For five months he swam with dolphins in Hawaii and traveled throughout India, where he had “an incredible awakening.” He met with the humanitarian leader Sri Sri Ravi Shankar, as well as the Dalai Lama, who “talked about finding one’s calling and the importance of community service.” But most profound, he says, were the words of the Hindu guru Mata Amritanandamayi, known as the hugging saint or Amma.

“It was she who introduced me to the idea, and possibility, of giving back to the world while pursuing my career ambitions,” Benioff wrote. “I realized that I didn’t have to make a choice between doing business and doing good.” …

Over the years, he would proselytize Salesforce’s 1-1-1 model, in which the company donates 1 percent of its revenue, 1 percent of its product, and 1 percent of its employees’ time to the community. He would install meditation rooms on every floor of Salesforce Tower.
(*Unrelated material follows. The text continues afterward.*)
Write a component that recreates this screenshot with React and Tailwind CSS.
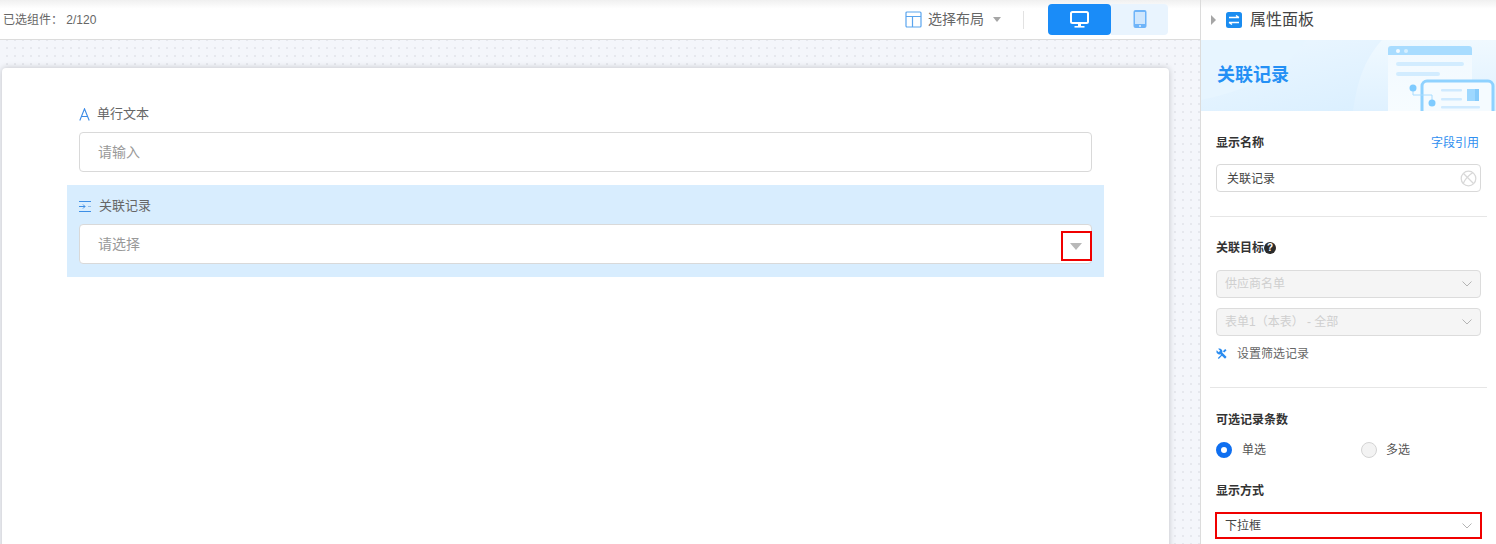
import React from "react";

const Chevron = () => (
  <svg width="10" height="6" viewBox="0 0 10 6" fill="none" stroke="#b4b4b4" strokeWidth="1">
    <path d="M0.5 0.5l4.5 4.5 4.5-4.5" />
  </svg>
);

const DisabledSelect = ({ text, className = "" }) => (
  <div className={"flex h-[28px] items-center justify-between rounded-[4px] border border-[#dcdcdc] bg-[#f5f5f5] pl-[8px] pr-[8px] text-[12px] text-[#cfcfcf] " + className}>
    <span>{text}</span>
    <Chevron />
  </div>
);

const Label = ({ children, className = "" }) => (
  <div className={"flex h-[18px] items-center text-[12px] font-bold leading-[18px] text-[#333] " + className}>{children}</div>
);

const Field = ({ icon, label, placeholder, active, labelGap, children }) => (
  <div className={"relative w-[1037px] pt-[12px] pb-[13px] px-[12px] " + (active ? "bg-[#d8edfe]" : "")}>
    <div className="mb-[9px] flex h-[18px] items-center text-[13px] text-[#666]">
      <span className={"flex w-[14px] justify-start " + labelGap}>{icon}</span>
      <span>{label}</span>
    </div>
    <div className="relative flex h-[40px] items-center rounded-[4px] border border-[#d9d9d9] bg-white pl-[18px] text-[14px] text-[#999]">
      {placeholder}
      {children}
    </div>
  </div>
);

function Banner() {
  return (
    <div className="relative h-[71px] overflow-hidden bg-[#e3f3ff]">
      <svg className="absolute inset-0" width="295" height="71" viewBox="0 0 295 71">
        <defs>
          <linearGradient id="bgA" x1="0" y1="0" x2="0" y2="1">
            <stop offset="0" stopColor="#f0f9ff" />
            <stop offset="1" stopColor="#dff1ff" />
          </linearGradient>
          <linearGradient id="bgB" x1="0" y1="0" x2="1" y2="1">
            <stop offset="0" stopColor="#edf7ff" />
            <stop offset="1" stopColor="#d5edff" />
          </linearGradient>
          <linearGradient id="win" x1="0" y1="0" x2="0" y2="1">
            <stop offset="0" stopColor="#f1f9ff" />
            <stop offset="1" stopColor="#f7fcff" />
          </linearGradient>
        </defs>
        <rect width="295" height="71" fill="url(#bgB)" />
        <path d="M0 0H105C85 30 55 48 0 60Z" fill="#e7f5ff" />
        <path d="M181 0H295V71H152C156 42 163 20 181 0Z" fill="url(#bgA)" />
        <path d="M187 9a3 3 0 0 1 3-3h78a3 3 0 0 1 3 3v62h-84z" fill="url(#win)" />
        <path d="M187 15V9a3 3 0 0 1 3-3h78a3 3 0 0 1 3 3v6z" fill="#a8dcff" />
        <circle cx="197" cy="11" r="2" fill="#f2faff" />
        <circle cx="205" cy="11" r="2" fill="#d6effF" />
        <rect x="195" y="22" width="68" height="4" rx="2" fill="#d2ecff" />
        <rect x="195" y="32" width="44" height="4" rx="2" fill="#d2ecff" />
        <path d="M221 75V46a5 5 0 0 1 5-5h61a5 5 0 0 1 5 5v29" fill="#f5fbff" stroke="#8fd2ff" strokeWidth="3" />
        <rect x="240" y="49" width="21" height="2.5" rx="1" fill="#cfeaff" />
        <rect x="240" y="58" width="21" height="2.5" rx="1" fill="#cfeaff" />
        <rect x="240" y="66" width="39" height="2.5" rx="1" fill="#cfeaff" />
        <rect x="266" y="49" width="12" height="12" fill="#9ed8ff" />
        <rect x="274" y="49" width="4" height="12" fill="#86cbfb" />
        <path d="M212 48v7h19v8" fill="none" stroke="#a8dcff" strokeWidth="1" />
        <circle cx="212" cy="48" r="3.5" fill="#7fcbff" />
        <circle cx="231" cy="63" r="3.5" fill="#7fcbff" />
      </svg>
      <div className="relative flex h-full items-center pl-[16px] text-[18px] font-bold text-[#2490f5]">关联记录</div>
    </div>
  );
}

export default function App() {
  return (
    <div className="flex h-[544px] w-[1496px] overflow-hidden bg-white font-['Liberation_Sans','Noto_Sans_CJK_SC',sans-serif]">
      {/* main */}
      <div className="flex w-[1200px] flex-col overflow-hidden">
        <div className="flex h-[40px] shrink-0 items-center justify-between border-b border-[#dcdcdc] bg-gradient-to-b from-[#f0f0f0] via-white via-[22%] to-white pl-[3px] pr-[32px]">
          <div className="text-[12px] text-[#666]">已选组件：&nbsp;2/120</div>
          <div className="flex items-center">
            <svg width="17" height="17" viewBox="0 0 17 17" fill="none" stroke="#5aa5ee" strokeWidth="1.2">
              <rect x="1" y="1" width="15" height="15" rx="1" />
              <path d="M1 5.5h15M7.5 5.5V16" />
            </svg>
            <span className="ml-[6px] text-[14px] text-[#666]">选择布局</span>
            <span className="ml-[9px] h-0 w-0 border-x-[4.5px] border-t-[5px] border-x-transparent border-t-[#a6a6a6]" />
            <span className="ml-[22px] mr-[24px] h-[18px] w-px bg-[#e2e2e2]" />
            <div className="mt-[-1px] flex h-[31px]">
              <div className="flex w-[63px] items-center justify-center rounded-[4px] bg-[#1a8cf8]">
                <svg width="19" height="17" viewBox="0 0 19 17" fill="none">
                  <rect x="1" y="1" width="17" height="11" rx="1.5" stroke="#fff" strokeWidth="2" />
                  <rect x="4.5" y="15" width="10" height="1.6" fill="#fff" />
                  <rect x="8" y="12" width="3" height="3.5" fill="#fff" />
                </svg>
              </div>
              <div className="flex w-[57px] items-center justify-center rounded-r-[4px] bg-[#e9f4fe]">
                <svg width="14" height="18" viewBox="0 0 14 18">
                  <rect x="0.5" y="0" width="13" height="18" rx="2" fill="#6fb4f9" />
                  <rect x="2" y="2" width="10" height="12" fill="#cfe6fd" />
                  <circle cx="7" cy="16" r="1" fill="#dff0ff" />
                </svg>
              </div>
            </div>
          </div>
        </div>
        <div className="min-h-0 flex-1 overflow-hidden bg-[#f4f6fb] bg-[radial-gradient(#e6e8ee_1px,transparent_1px)] bg-[length:8px_8px] bg-[position:3px_4px] pl-[2px] pr-[31px] pt-[28px]">
          <div className="h-[600px] rounded-[4px] bg-white pl-[65px] pt-[25px] shadow-[0_0_6px_rgba(0,0,0,0.22)]">
            <Field
              label="单行文本"
              placeholder="请输入"
              labelGap="mr-[4px]"
              icon={
                <svg width="11" height="13" viewBox="0 0 11 13" fill="none" stroke="#3b8ae6" strokeWidth="1.1">
                  <path d="M0.8 12.5L5.5 0.8l4.7 11.7M2.5 8.5h6" />
                </svg>
              }
            />
            <Field
              active
              label="关联记录"
              placeholder="请选择"
              labelGap="mr-[6px]"
              icon={
                <svg width="12" height="11" viewBox="0 0 12 11" fill="none" stroke="#3d8fe6" strokeWidth="1">
                  <path d="M0 0.5h12M0 10.5h12M0 5.5h6M4 3.5l2 2-2 2" />
                  <path d="M9 5.5h3" stroke="#8fbdec" />
                </svg>
              }
            >
              <div className="absolute right-[-1px] top-[6px] flex h-[30px] w-[31px] items-center justify-center border-2 border-[#f00000]">
                <span className="mr-[1px] h-0 w-0 border-x-[6.5px] border-t-[7px] border-x-transparent border-t-[#b8b8b8]" />
              </div>
            </Field>
          </div>
        </div>
      </div>

      {/* panel */}
      <div className="w-[296px] border-l border-[#dcdcdc]">
        <div className="flex h-[40px] items-center bg-gradient-to-b from-[#f0f0f0] via-white via-[22%] to-white pl-[10px]">
          <span className="h-0 w-0 border-y-[5px] border-l-[5px] border-y-transparent border-l-[#a6a6a6]" />
          <svg className="ml-[10px]" width="16" height="16" viewBox="0 0 16 16">
            <rect width="16" height="16" rx="2.5" fill="#1a8cf0" />
            <path d="M3 5.5h10M10 3.5l3 2M13 10.5H3M6 12.5l-3-2" fill="none" stroke="#fff" strokeWidth="1.5" />
          </svg>
          <span className="ml-[8px] text-[16px] text-[#444]">属性面板</span>
        </div>
        <Banner />
        <div className="px-[15px]">
          <div className="mt-[23px] flex h-[18px] items-center justify-between">
            <Label>显示名称</Label>
            <span className="mr-[2px] text-[12px] text-[#2f8ff0]">字段引用</span>
          </div>
          <div className="mt-[12px] flex h-[28px] items-center justify-between rounded-[4px] border border-[#d9d9d9] pl-[10px] pr-[3px] text-[12px] text-[#444]">
            <span className="pt-[2px]">关联记录</span>
            <svg width="17" height="17" viewBox="0 0 17 17" fill="none" stroke="#d8d8d8" strokeWidth="1.3">
              <circle cx="8.5" cy="8.5" r="7.3" />
              <path d="M3.5 3.5l10 10M13 2.5C9 5 5 9 3 14" />
            </svg>
          </div>
          <div className="mx-[-6px] mt-[24px] h-px bg-[#e6e6e6]" />

          <Label className="mt-[22px]">
            关联目标
            <span className="flex h-[12px] w-[12px] items-center justify-center rounded-full bg-[#2b2b2b] text-[10px] font-bold leading-none text-white">?</span>
          </Label>
          <DisabledSelect className="mt-[13px]" text="供应商名单" />
          <DisabledSelect className="mt-[10px]" text="表单1（本表） - 全部" />
          <div className="mt-[8px] flex h-[18px] items-center text-[12px] text-[#666]">
            <svg width="11" height="11" viewBox="0 0 24 24" fill="#2a8cf0">
              <path d="M22.7 19l-9.1-9.1c.9-2.3.4-5-1.5-6.9-2-2-5-2.4-7.4-1.3L9 6 6 9 1.6 4.7C.4 7.1.9 10.1 2.9 12.1c1.9 1.9 4.6 2.4 6.9 1.5l9.1 9.1c.4.4 1 .4 1.4 0l2.3-2.3c.5-.4.5-1.1.1-1.4z" />
              <path d="M4 22l8-8 2 2-8 8zM15 7l5-5 3 3-5 5z" />
            </svg>
            <span className="ml-[10px] pt-[2px]">设置筛选记录</span>
          </div>
          <div className="mx-[-6px] mt-[25px] h-px bg-[#e6e6e6]" />

          <Label className="mt-[22px] pt-[2px]">可选记录条数</Label>
          <div className="mt-[13px] flex h-[18px] items-center text-[12px] text-[#555]">
            <div className="flex w-[145px] items-center">
              <span className="h-[16px] w-[16px] rounded-full border-[5px] border-[#0f6ff0] bg-white" />
              <span className="ml-[10px]">单选</span>
            </div>
            <div className="flex items-center">
              <span className="h-[16px] w-[16px] rounded-full border border-[#d4d4d4] bg-[#f3f3f3]" />
              <span className="ml-[9px]">多选</span>
            </div>
          </div>

          <Label className="mt-[23px]">显示方式</Label>
          <div className="mx-[-1px] mt-[12px] flex h-[27px] items-center justify-between border-2 border-[#f00000] pl-[8px] pr-[8px] text-[12px] text-[#444]">
            <span>下拉框</span>
            <Chevron />
          </div>
        </div>
      </div>
    </div>
  );
}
He would be periodically subject to epiphanies of rectitude, like “I am not gonna have any more meetings that aren’t at least a third women.” And in the nation’s most influential publication, The New York Times, he would call on “my fellow business leaders and billionaires” to create a “more fair, equal and sustainable capitalism that actually works for everyone.”

That’s right, 1 percent.

That may be impressive in corporate culture, but it’s not even walking-around money in historic Judaism (Benioff’s cultural heritage) or Christianity (which has built on the Old Testament theme of giving 10%, although it is taught more faithfully than it is practiced).

There’s not much more to be found in Trailblazer: The Power of Business as the Greatest Platform for Change, which Benioff wrote with Monica Langley. Other than two paragraphs about the hugging guru and her anodyne challenge for his career path (“In your quest to succeed and make money, don’t forget to do something for others”), Benioff remembers this:

Joe Teplow, whose company Rebel we acquired last year, told me about what he called a “remarkable moment of religious harmony powered by Salesforce.” He was about to recite a Jewish prayer in one of the mindfulness rooms of our New York tower when Youssef Abbasi, a solutions engineer, walked in to perform his midday Muslim prayer. Joe moved over to make room, and they prayed beside each other in the languages of their religions. …

Having some levity goes a long way toward reducing tension and restoring focus. It helps in cultivating a beginner’s mind. As the Dalai Lama says, laughter is good for thinking because when people laugh, it’s easier for them to admit new ideas to their minds.”

If this is enough to make a gospel, even if only about wealth, the late Stephen Covey was the St. Thomas Aquinas of our time.